What to do → Repeat the listing word for word. No pictures belong in the copy.

Data block →
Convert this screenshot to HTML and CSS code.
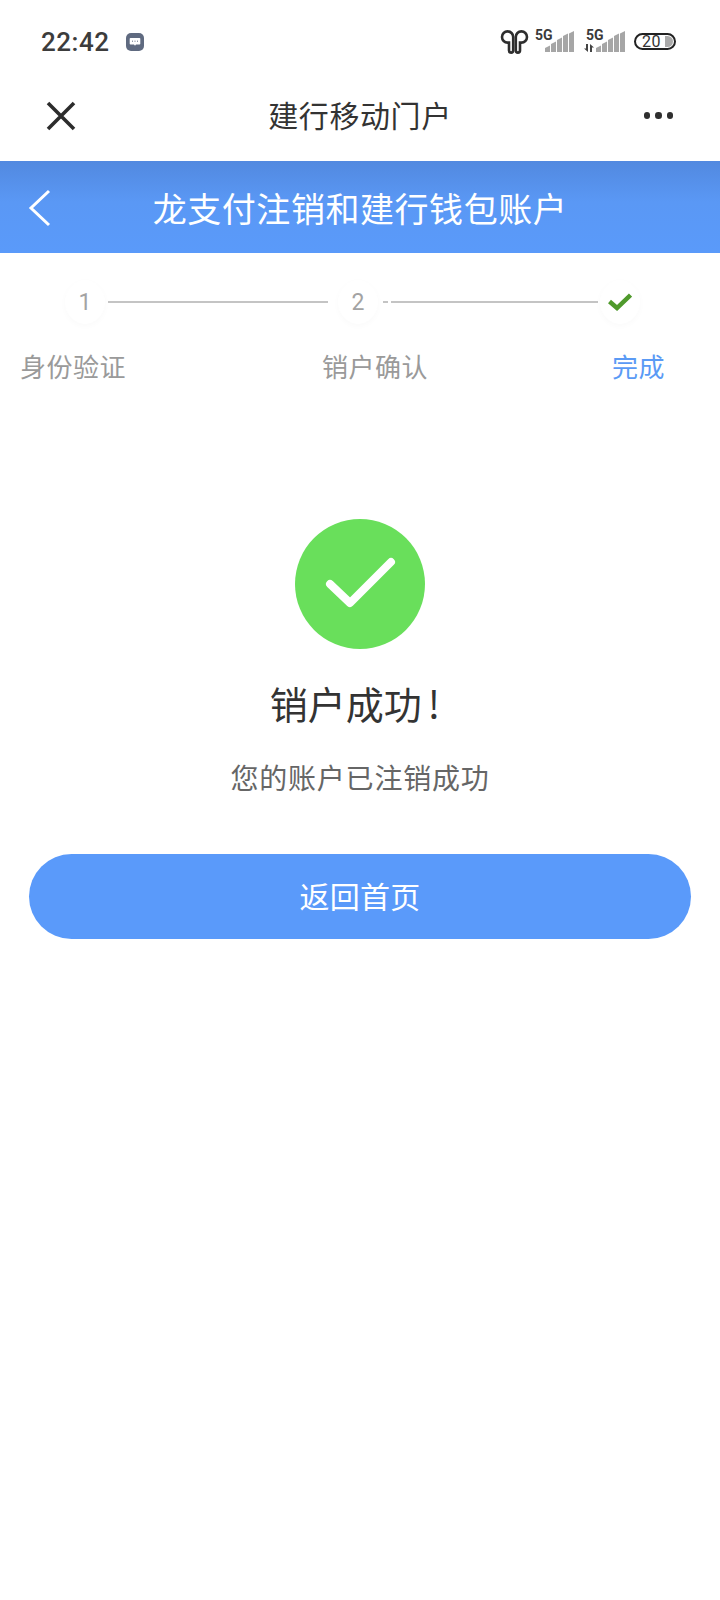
FILE: index.html
```html
<!DOCTYPE html>
<html lang="zh-CN">
<head>
<meta charset="utf-8">
<title>建行移动门户</title>
<link rel="stylesheet" href="styles.css">
</head>
<body>
<div class="status">
  <div class="status-left">
    <span class="time">22:42</span>
    <svg class="msg" width="18" height="18" viewBox="0 0 18 18"><rect width="18" height="18" rx="5" fill="#5f6a80"/><path d="M4.500 5h9a.8.8 0 0 1 .8.8v5a.8.8 0 0 1-.8.8H10l-1 1.200-1-1.200H4.500a.8.8 0 0 1-.8-.8v-5a.8.8 0 0 1 .8-.8z" fill="#fff"/><path d="M6 8.200h1M8.500 8.200h1M11 8.200h1" stroke="#5f6a80" stroke-width="1"/></svg>
  </div>
  <div class="status-right">
    <svg class="buds" width="27" height="24" viewBox="0 0 27 24" fill="none" stroke="#2e2e2e" stroke-width="2.600"><path d="M12.200 20.500V7A5.600 5.600 0 1 0 6.600 12.600H8v7.900a2.100 2.100 0 0 0 4.200 0z"/><path d="M14.800 20.500V7A5.600 5.600 0 1 1 20.400 12.600H19v7.900a2.100 2.100 0 0 1-4.200 0z"/></svg>
    <div class="net">
      <span class="g">5G</span>
      <svg class="bars" width="29" height="21" viewBox="0 0 29 21" fill="#a6a6a6"><path d="M0 21v-4l5-2.500V21zM6 21v-8l5-2.500V21zM12 21V9l5-2.500V21zM18 21V5l5-2.500V21zM24 21V2.500L29 0v21z"/></svg>
    </div>
    <div class="net last">
      <span class="g">5G</span>
      <svg class="arrows" width="10" height="8" viewBox="0 0 10 8" fill="#444"><path d="M2 0h2v8L0 4.500h2zM6 8V0l4 3.500H8V8z"/></svg>
      <svg class="bars" width="29" height="21" viewBox="0 0 29 21" fill="#a6a6a6"><path d="M0 21v-4l5-2.500V21zM6 21v-8l5-2.500V21zM12 21V9l5-2.500V21zM18 21V5l5-2.500V21zM24 21V2.500L29 0v21z"/></svg>
    </div>
    <div class="battery"><span class="level">20</span><i class="cap"></i></div>
  </div>
</div>
<nav class="nav">
  <svg class="close" width="30" height="30" viewBox="0 0 30 30" stroke="#2c2c2c" stroke-width="3.600"><path d="M2 2l26 26M28 2L2 28"/></svg>
  <div class="nav-title">建行移动门户</div>
  <div class="more"><i></i><i></i><i></i></div>
</nav>
<header class="head">
  <svg class="back" width="24" height="38" viewBox="0 0 24 38" fill="none" stroke="#fff" stroke-width="3"><path d="M21 2L3 19l18 17"/></svg>
  <h1>龙支付注销和建行钱包账户</h1>
</header>
<section class="steps">
  <div class="track">
    <span class="dot">1</span>
    <span class="line"></span>
    <span class="dot">2</span>
    <span class="line"></span>
    <span class="dot"><svg width="24" height="18" viewBox="0 0 24 18" fill="none" stroke="#4f9a2c" stroke-width="4.500"><path d="M1.500 8.500L9 15 22.500 2"/></svg></span>
  </div>
  <div class="labels">
    <span class="label">身份验证</span>
    <span class="label">销户确认</span>
    <span class="label on">完成</span>
  </div>
</section>
<main class="result">
  <svg class="ok" width="130" height="130" viewBox="0 0 130 130"><circle cx="65" cy="65" r="65" fill="#69df5b"/><path d="M35 65l20 19 41-41" fill="none" stroke="#fff" stroke-width="8" stroke-linecap="round" stroke-linejoin="round"/></svg>
  <h2>销户成功<span class="bang">!</span></h2>
  <p>您的账户已注销成功</p>
  <button class="btn">返回首页</button>
</main>
</body>
</html>
```
FILE: styles.css
```css
* { box-sizing: border-box; }
html, body { margin: 0; padding: 0; }
body {
  width: 720px;
  height: 1600px;
  background: #fff;
  font-family: "Noto Sans CJK SC", "Roboto", sans-serif;
  overflow: hidden;
}
.status {
  height: 72px;
  padding: 12px 44px 0 41px;
  display: flex;
  align-items: center;
  justify-content: space-between;
}
.status-left { display: flex; align-items: center; gap: 17px; }
.time {
  font-family: "Roboto", sans-serif;
  font-size: 26px;
  font-weight: 500;
  letter-spacing: .5px;
  color: #3c3c3c;
}
.msg { display: block; }
.status-right { display: flex; align-items: center; }
.buds { display: block; margin-right: 1px; overflow: visible; }
.net { position: relative; width: 45px; height: 26px; margin-right: 6px; display: block; }
.g {
  position: absolute;
  left: 6px;
  top: -2px;
  font-family: "Roboto", sans-serif;
  font-size: 14px;
  font-weight: 700;
  color: #3a3a3a;
}
.bars { position: absolute; right: 0; top: 2px; display: block; }
.arrows { position: absolute; left: 4px; bottom: 3px; display: block; }
.battery {
  width: 42px;
  height: 17px;
  margin: 0 0 1px 3px;
  border: 2px solid #222;
  border-radius: 9px;
  display: flex;
  align-items: center;
  padding-left: 6px;
  position: relative;
}
.level {
  font-family: "Roboto", sans-serif;
  font-size: 16px;
  line-height: 13px;
  color: #333;
  letter-spacing: .5px;
}
.cap {
  position: absolute;
  right: 1px;
  top: 1px;
  width: 8px;
  height: 11px;
  background: #aaa;
  border-radius: 0 6px 6px 0;
}
.nav {
  height: 89px;
  padding: 0 46px 2px 46px;
  display: flex;
  align-items: center;
  justify-content: space-between;
}
.close { display: block; }
.nav-title { font-size: 30px; color: #333; letter-spacing: .6px; margin-bottom: 4px; }
.more { display: flex; gap: 5px; width: 30px; }
.more i { width: 6.500px; height: 6.500px; border-radius: 50%; background: #2f2f2f; }
.head {
  height: 92px;
  background: linear-gradient(#5289e0, #5a98f5 45%, #5a9afa);
  display: flex;
  align-items: center;
  justify-content: center;
  position: relative;
}
.back { position: absolute; left: 28px; top: 28px; display: block; }
.head h1 { margin: 0; font-size: 34px; font-weight: 400; color: #fff; letter-spacing: .55px; }
.steps { height: 150px; padding-top: 27px; }
.track { display: flex; align-items: center; padding-left: 65px; }
.dot {
  width: 40px;
  height: 44px;
  border-radius: 50%;
  background: #fff;
  box-shadow: 0 2px 6px rgba(0,0,0,.025);
  display: flex;
  align-items: center;
  justify-content: center;
  font-family: "Roboto", sans-serif;
  font-size: 23px;
  color: #a3a3a3;
  flex: none;
}
.line { height: 2px; background: #c4c4c4; width: 220px; margin: 0 10px 0 3px; }
.line:nth-child(4) {
  width: 215px;
  margin: 0 2px 0 5px;
  background: linear-gradient(90deg, #c4c4c4 5px, transparent 5px, transparent 8px, #c4c4c4 8px);
}
.labels { display: flex; padding: 0 0 0 20px; margin-top: 23px; }
.label { font-size: 26px; color: #9a9a9a; line-height: 38px; letter-spacing: .5px; }
.label:nth-child(2) { margin-left: 196px; }
.label.on { margin-left: 184px; color: #5a9af5; }
.result {
  display: flex;
  flex-direction: column;
  align-items: center;
  padding: 116px 29px 0;
}
.ok { display: block; }
.result h2 { margin: 26px 0 0; font-size: 38px; line-height: 56px; font-weight: 400; color: #333; }
.bang { margin: 0 10px 0 6px; }
.result p { margin: 26px 0 0; font-size: 28px; line-height: 40px; color: #666; letter-spacing: .8px; }
.btn {
  margin-top: 57px;
  padding: 0 0 4px;
  width: 100%;
  height: 85px;
  border: 0;
  border-radius: 43px;
  background: #5a9afa;
  color: #fff;
  font-family: inherit;
  font-size: 30px;
  letter-spacing: .3px;
}
```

Answer below →
Convert this screenshot to HTML and CSS code.
FILE: index.html
```html
<!DOCTYPE html>
<html lang="zh-CN">
<head>
<meta charset="utf-8">
<title>建行移动门户</title>
<link rel="stylesheet" href="styles.css">
</head>
<body>
<div class="status">
  <div class="status-left">
    <span class="time">22:42</span>
    <svg class="msg" width="18" height="18" viewBox="0 0 18 18"><rect width="18" height="18" rx="5" fill="#5f6a80"/><path d="M4.500 5h9a.8.8 0 0 1 .8.8v5a.8.8 0 0 1-.8.8H10l-1 1.200-1-1.200H4.500a.8.8 0 0 1-.8-.8v-5a.8.8 0 0 1 .8-.8z" fill="#fff"/><path d="M6 8.200h1M8.500 8.200h1M11 8.200h1" stroke="#5f6a80" stroke-width="1"/></svg>
  </div>
  <div class="status-right">
    <svg class="buds" width="27" height="24" viewBox="0 0 27 24" fill="none" stroke="#2e2e2e" stroke-width="2.600"><path d="M12.200 20.500V7A5.600 5.600 0 1 0 6.600 12.600H8v7.900a2.100 2.100 0 0 0 4.200 0z"/><path d="M14.800 20.500V7A5.600 5.600 0 1 1 20.400 12.600H19v7.900a2.100 2.100 0 0 1-4.200 0z"/></svg>
    <div class="net">
      <span class="g">5G</span>
      <svg class="bars" width="29" height="21" viewBox="0 0 29 21" fill="#a6a6a6"><path d="M0 21v-4l5-2.500V21zM6 21v-8l5-2.500V21zM12 21V9l5-2.500V21zM18 21V5l5-2.500V21zM24 21V2.500L29 0v21z"/></svg>
    </div>
    <div class="net last">
      <span class="g">5G</span>
      <svg class="arrows" width="10" height="8" viewBox="0 0 10 8" fill="#444"><path d="M2 0h2v8L0 4.500h2zM6 8V0l4 3.500H8V8z"/></svg>
      <svg class="bars" width="29" height="21" viewBox="0 0 29 21" fill="#a6a6a6"><path d="M0 21v-4l5-2.500V21zM6 21v-8l5-2.500V21zM12 21V9l5-2.500V21zM18 21V5l5-2.500V21zM24 21V2.500L29 0v21z"/></svg>
    </div>
    <div class="battery"><span class="level">20</span><i class="cap"></i></div>
  </div>
</div>
<nav class="nav">
  <svg class="close" width="30" height="30" viewBox="0 0 30 30" stroke="#2c2c2c" stroke-width="3.600"><path d="M2 2l26 26M28 2L2 28"/></svg>
  <div class="nav-title">建行移动门户</div>
  <div class="more"><i></i><i></i><i></i></div>
</nav>
<header class="head">
  <svg class="back" width="24" height="38" viewBox="0 0 24 38" fill="none" stroke="#fff" stroke-width="3"><path d="M21 2L3 19l18 17"/></svg>
  <h1>龙支付注销和建行钱包账户</h1>
</header>
<section class="steps">
  <div class="track">
    <span class="dot">1</span>
    <span class="line"></span>
    <span class="dot">2</span>
    <span class="line"></span>
    <span class="dot"><svg width="24" height="18" viewBox="0 0 24 18" fill="none" stroke="#4f9a2c" stroke-width="4.500"><path d="M1.500 8.500L9 15 22.500 2"/></svg></span>
  </div>
  <div class="labels">
    <span class="label">身份验证</span>
    <span class="label">销户确认</span>
    <span class="label on">完成</span>
  </div>
</section>
<main class="result">
  <svg class="ok" width="130" height="130" viewBox="0 0 130 130"><circle cx="65" cy="65" r="65" fill="#69df5b"/><path d="M35 65l20 19 41-41" fill="none" stroke="#fff" stroke-width="8" stroke-linecap="round" stroke-linejoin="round"/></svg>
  <h2>销户成功<span class="bang">!</span></h2>
  <p>您的账户已注销成功</p>
  <button class="btn">返回首页</button>
</main>
</body>
</html>
```
FILE: styles.css
```css
* { box-sizing: border-box; }
html, body { margin: 0; padding: 0; }
body {
  width: 720px;
  height: 1600px;
  background: #fff;
  font-family: "Noto Sans CJK SC", "Roboto", sans-serif;
  overflow: hidden;
}
.status {
  height: 72px;
  padding: 12px 44px 0 41px;
  display: flex;
  align-items: center;
  justify-content: space-between;
}
.status-left { display: flex; align-items: center; gap: 17px; }
.time {
  font-family: "Roboto", sans-serif;
  font-size: 26px;
  font-weight: 500;
  letter-spacing: .5px;
  color: #3c3c3c;
}
.msg { display: block; }
.status-right { display: flex; align-items: center; }
.buds { display: block; margin-right: 1px; overflow: visible; }
.net { position: relative; width: 45px; height: 26px; margin-right: 6px; display: block; }
.g {
  position: absolute;
  left: 6px;
  top: -2px;
  font-family: "Roboto", sans-serif;
  font-size: 14px;
  font-weight: 700;
  color: #3a3a3a;
}
.bars { position: absolute; right: 0; top: 2px; display: block; }
.arrows { position: absolute; left: 4px; bottom: 3px; display: block; }
.battery {
  width: 42px;
  height: 17px;
  margin: 0 0 1px 3px;
  border: 2px solid #222;
  border-radius: 9px;
  display: flex;
  align-items: center;
  padding-left: 6px;
  position: relative;
}
.level {
  font-family: "Roboto", sans-serif;
  font-size: 16px;
  line-height: 13px;
  color: #333;
  letter-spacing: .5px;
}
.cap {
  position: absolute;
  right: 1px;
  top: 1px;
  width: 8px;
  height: 11px;
  background: #aaa;
  border-radius: 0 6px 6px 0;
}
.nav {
  height: 89px;
  padding: 0 46px 2px 46px;
  display: flex;
  align-items: center;
  justify-content: space-between;
}
.close { display: block; }
.nav-title { font-size: 30px; color: #333; letter-spacing: .6px; margin-bottom: 4px; }
.more { display: flex; gap: 5px; width: 30px; }
.more i { width: 6.500px; height: 6.500px; border-radius: 50%; background: #2f2f2f; }
.head {
  height: 92px;
  background: linear-gradient(#5289e0, #5a98f5 45%, #5a9afa);
  display: flex;
  align-items: center;
  justify-content: center;
  position: relative;
}
.back { position: absolute; left: 28px; top: 28px; display: block; }
.head h1 { margin: 0; font-size: 34px; font-weight: 400; color: #fff; letter-spacing: .55px; }
.steps { height: 150px; padding-top: 27px; }
.track { display: flex; align-items: center; padding-left: 65px; }
.dot {
  width: 40px;
  height: 44px;
  border-radius: 50%;
  background: #fff;
  box-shadow: 0 2px 6px rgba(0,0,0,.025);
  display: flex;
  align-items: center;
  justify-content: center;
  font-family: "Roboto", sans-serif;
  font-size: 23px;
  color: #a3a3a3;
  flex: none;
}
.line { height: 2px; background: #c4c4c4; width: 220px; margin: 0 10px 0 3px; }
.line:nth-child(4) {
  width: 215px;
  margin: 0 2px 0 5px;
  background: linear-gradient(90deg, #c4c4c4 5px, transparent 5px, transparent 8px, #c4c4c4 8px);
}
.labels { display: flex; padding: 0 0 0 20px; margin-top: 23px; }
.label { font-size: 26px; color: #9a9a9a; line-height: 38px; letter-spacing: .5px; }
.label:nth-child(2) { margin-left: 196px; }
.label.on { margin-left: 184px; color: #5a9af5; }
.result {
  display: flex;
  flex-direction: column;
  align-items: center;
  padding: 116px 29px 0;
}
.ok { display: block; }
.result h2 { margin: 26px 0 0; font-size: 38px; line-height: 56px; font-weight: 400; color: #333; }
.bang { margin: 0 10px 0 6px; }
.result p { margin: 26px 0 0; font-size: 28px; line-height: 40px; color: #666; letter-spacing: .8px; }
.btn {
  margin-top: 57px;
  padding: 0 0 4px;
  width: 100%;
  height: 85px;
  border: 0;
  border-radius: 43px;
  background: #5a9afa;
  color: #fff;
  font-family: inherit;
  font-size: 30px;
  letter-spacing: .3px;
}
```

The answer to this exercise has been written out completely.